Introduction to Job Scheduler¶
In Kubernetes, the job scheduler is responsible for deciding which node to assign a Pod to. It considers various factors such as resource requirements, hardware/software constraints, affinity/anti-affinity rules, and data locality.
The default scheduler is a core component in a Kubernetes cluster that decides which node a Pod should run on. Let's delve into its working principles, features, and configuration methods.
Scheduler Workflow¶
The workflow of the default scheduler can be divided into two main phases: filtering and scoring.
Filtering Phase¶
The scheduler traverses all nodes and excludes those that do not meet the Pod's requirements, considering factors such as:
- Resource requirements
- Node selectors
- Node affinity
- Taints and tolerations
These parameters can be set through advanced configurations when creating a job.
Scoring Phase¶
The scheduler scores the nodes that passed the filtering phase and selects the highest-scoring node to run the Pod. Factors considered include:
- Resource utilization
- Pod affinity/anti-affinity
- Node affinity
Scheduler Plugins¶
In addition to basic job scheduling capabilities, we also support the use of Scheduler Plugins: Kubernetes SIG Scheduling
, which maintains a set of scheduler plugins including Coscheduling (Gang Scheduling)
and other features.
Deploy Scheduler Plugins¶
To deploy a secondary scheduler plugin in a worker cluster, refer to Deploying Secondary Scheduler Plugin.
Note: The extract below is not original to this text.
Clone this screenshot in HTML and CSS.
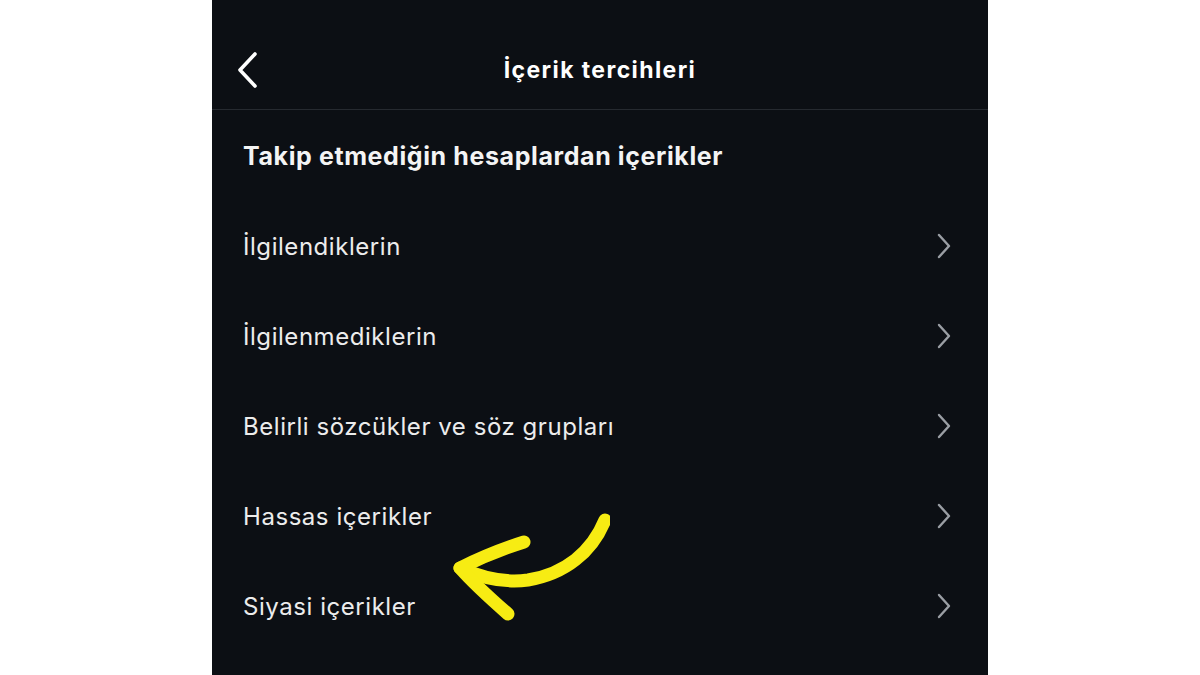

Enable Scheduler Plugins in AI Lab¶
Danger
Improper operations when adding scheduler plugins may affect the stability of the entire cluster. It is recommended to test in a test environment or contact our technical support team.
Note that if you wish to use more scheduler plugins in training jobs, you need to manually install them successfully in the worker cluster first. Then, when deploying the baize-agent
in the cluster, add the proper scheduler plugin configuration.
Through the container management UI provided by Helm Apps , you can easily deploy scheduler plugins in the cluster.
Then, click Install in the top right corner. (If the baize-agent
has already been deployed, you can update it in the Helm Application list.) Add the scheduler.
Note the parameter hierarchy of the scheduler. After adding, click OK .
Note: Do not omit this configuration when updating the
baize-agent
in the future.
Specify Scheduler When Creating a Job¶
Once you have successfully deployed the corresponding scheduler plugin in the cluster and correctly added the corresponding scheduler configuration in the baize-agent
, you can specify the scheduler when creating a job.
If everything is set up correctly, you will see the scheduler plugin you deployed in the scheduler dropdown menu.
This concludes the instructions for configuring and using the scheduler options in AI Lab.